Inboxfuscation Tool Bypasses Exchange Inbox Rules and Evades Detection

Researchers have released Inboxfuscation, a proof-of-concept Unicode obfuscation framework that reveals how advanced persistent threat (APT) actors could evade Microsoft Exchange inbox rule monitoring to maintain persistence, conceal activity, and siphon sensitive data. Traditional inbox rule attacks rely on recognizable, clear-text keywords, such as “password” or “confidential,” which administrators and security tools can easily identify. Inboxfuscation subverts this model by exploiting Unicode’s massive character space, which is over 140,000 code points, to disguise malicious behavior. It leverages four primary techniques: character substitution with visually identical glyphs from mathematical or enclosed alphabets; zero-width character injections that split otherwise obvious keywords; bidirectional text controls that reverse or scramble rendering order; and hybrid combinations that fuse these methods for maximum stealth.
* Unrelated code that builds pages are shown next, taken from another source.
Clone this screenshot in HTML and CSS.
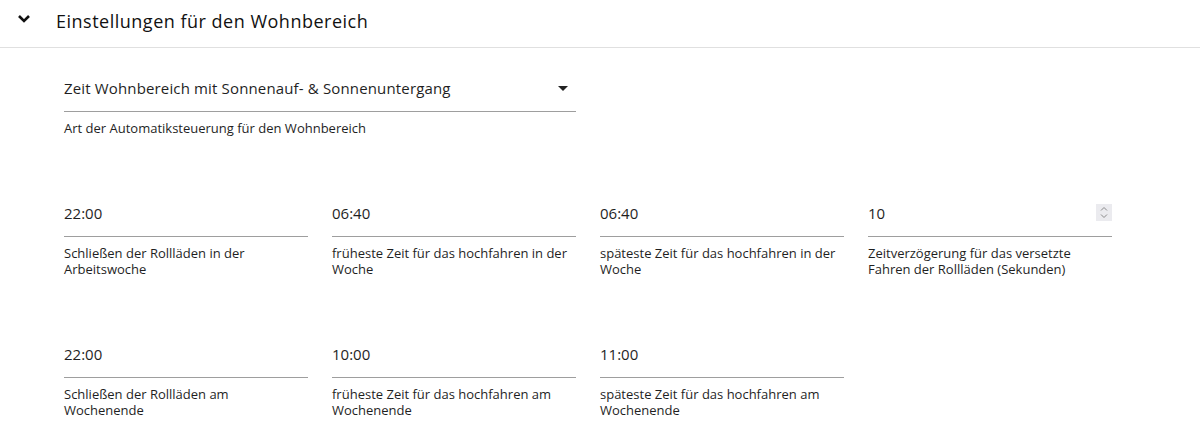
FILE: index.html
```html
<!DOCTYPE html>
<html lang="de">
<head>
<meta charset="utf-8">
<title>Einstellungen</title>
<link rel="stylesheet" href="styles.css">
</head>
<body>
<header class="panel-header">
  <svg class="chevron" width="14" height="10" viewBox="0 0 14 10"><path d="M2 2 L7 7 L12 2" fill="none" stroke="#111" stroke-width="2.6"/></svg>
  <span class="title">Einstellungen für den Wohnbereich</span>
</header>
<main class="content">
  <div class="select-field">
    <div class="select-value">
      <span>Zeit Wohnbereich mit Sonnenauf- &amp; Sonnenuntergang</span>
      <svg class="caret" width="10" height="5" viewBox="0 0 10 5"><path d="M0 0 H10 L5 5 Z" fill="#222"/></svg>
    </div>
    <div class="label">Art der Automatiksteuerung für den Wohnbereich</div>
  </div>
  <div class="grid">
    <div class="field"><div class="value">22:00</div><div class="label">Schließen der Rollläden in der Arbeitswoche</div></div>
    <div class="field"><div class="value">06:40</div><div class="label">früheste Zeit für das hochfahren in der Woche</div></div>
    <div class="field"><div class="value">06:40</div><div class="label">späteste Zeit für das hochfahren in der Woche</div></div>
    <div class="field"><div class="value number"><span>10</span>
      <span class="spinner"><svg width="16" height="17" viewBox="0 0 16 17"><path d="M5 6.5 L8 3.5 L11 6.5 M5 10.5 L8 13.5 L11 10.5" fill="none" stroke="#8a8a8a" stroke-width="1"/></svg></span></div>
      <div class="label">Zeitverzögerung für das versetzte Fahren der Rollläden (Sekunden)</div></div>
    <div class="field"><div class="value">22:00</div><div class="label">Schließen der Rollläden am Wochenende</div></div>
    <div class="field"><div class="value">10:00</div><div class="label">früheste Zeit für das hochfahren am Wochenende</div></div>
    <div class="field"><div class="value">11:00</div><div class="label">späteste Zeit für das hochfahren am Wochenende</div></div>
  </div>
</main>
</body>
</html>
```
FILE: styles.css
```css
* { box-sizing: border-box; }
body {
  margin: 0;
  font-family: "Open Sans", "Noto Sans", sans-serif;
  color: #1f1f1f;
  background: #fff;
}
.panel-header {
  height: 48px;
  display: flex;
  align-items: center;
  border-bottom: 1px solid #e0e0e0;
  padding-left: 17px;
  padding-bottom: 6px;
}
.chevron { margin-right: 25px; margin-top: -4px; }
.title { font-size: 18px; color: #111; letter-spacing: 0.5px; }
.content { padding-left: 64px; padding-top: 28px; }
.select-field { width: 512px; }
.select-value {
  height: 36px;
  display: flex;
  align-items: flex-start;
  justify-content: space-between;
  border-bottom: 1px solid #9e9e9e;
  font-size: 15px;
  line-height: 24px;
  letter-spacing: 0.15px;
  padding-right: 8px;
}
.caret { margin-top: 10px; }
.label {
  font-size: 13px;
  line-height: 16px;
  margin-top: 8px;
  color: #1f1f1f;
}
.grid {
  margin-top: 65px;
  display: grid;
  grid-template-columns: repeat(4, 244px);
  column-gap: 24px;
  row-gap: 65px;
}
.field .value {
  height: 36px;
  border-bottom: 1px solid #9e9e9e;
  font-size: 15px;
  line-height: 24px;
}
.field .label { min-height: 32px; }
.value.number { display: flex; justify-content: space-between; align-items: flex-start; }
.spinner {
  width: 16px;
  height: 17px;
  background: #ebebef;
  margin-top: 3px;
  display: block;
}
.spinner svg { display: block; }
```
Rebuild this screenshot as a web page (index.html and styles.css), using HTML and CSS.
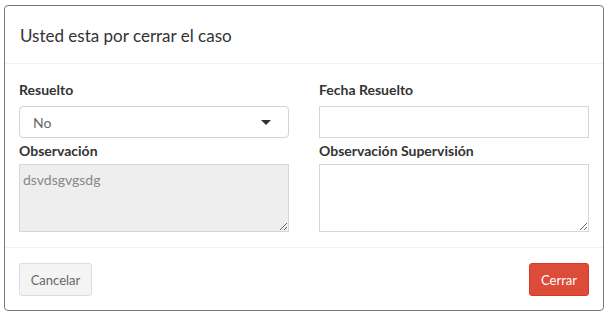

In simulated scenarios, an attacker could create rules, such as “Executive Communications Archive,” that invisibly forward board meeting emails to attacker-controlled mailboxes, or deploy rules that redirect alerts into deceptive, hidden folders, suppressing incident notifications while maintaining control. The framework illustrates how Unicode abuse can create significant blind spots for defenders, as conventional keyword-based and ASCII-only detection pipelines are unable to distinguish between visually identical characters or detect hidden zero-width code points. Inboxfuscation compensates for this by introducing a layered detection methodology: performing character category analysis to flag anomalous symbols, parsing Exchange export logs and Graph API telemetry, and reconstructing inbox rule creation events to assign risk scores. Outputs are structured in JSON for ingestion into SIEM systems, enabling correlation at scale. Although no evidence exists yet of adversaries using these methods operationally, the proof-of-concept highlights a clear future risk—particularly for espionage groups seeking stealthy persistence within executive mailboxes. As a mitigation measure, defenders should enforce strict monitoring of inbox forwarding rules, perform regular mailbox audits with tools capable of detecting hidden characters, and update incident response playbooks to account for Unicode normalization so that obfuscated rule abuse can be detected before adversaries weaponize these techniques.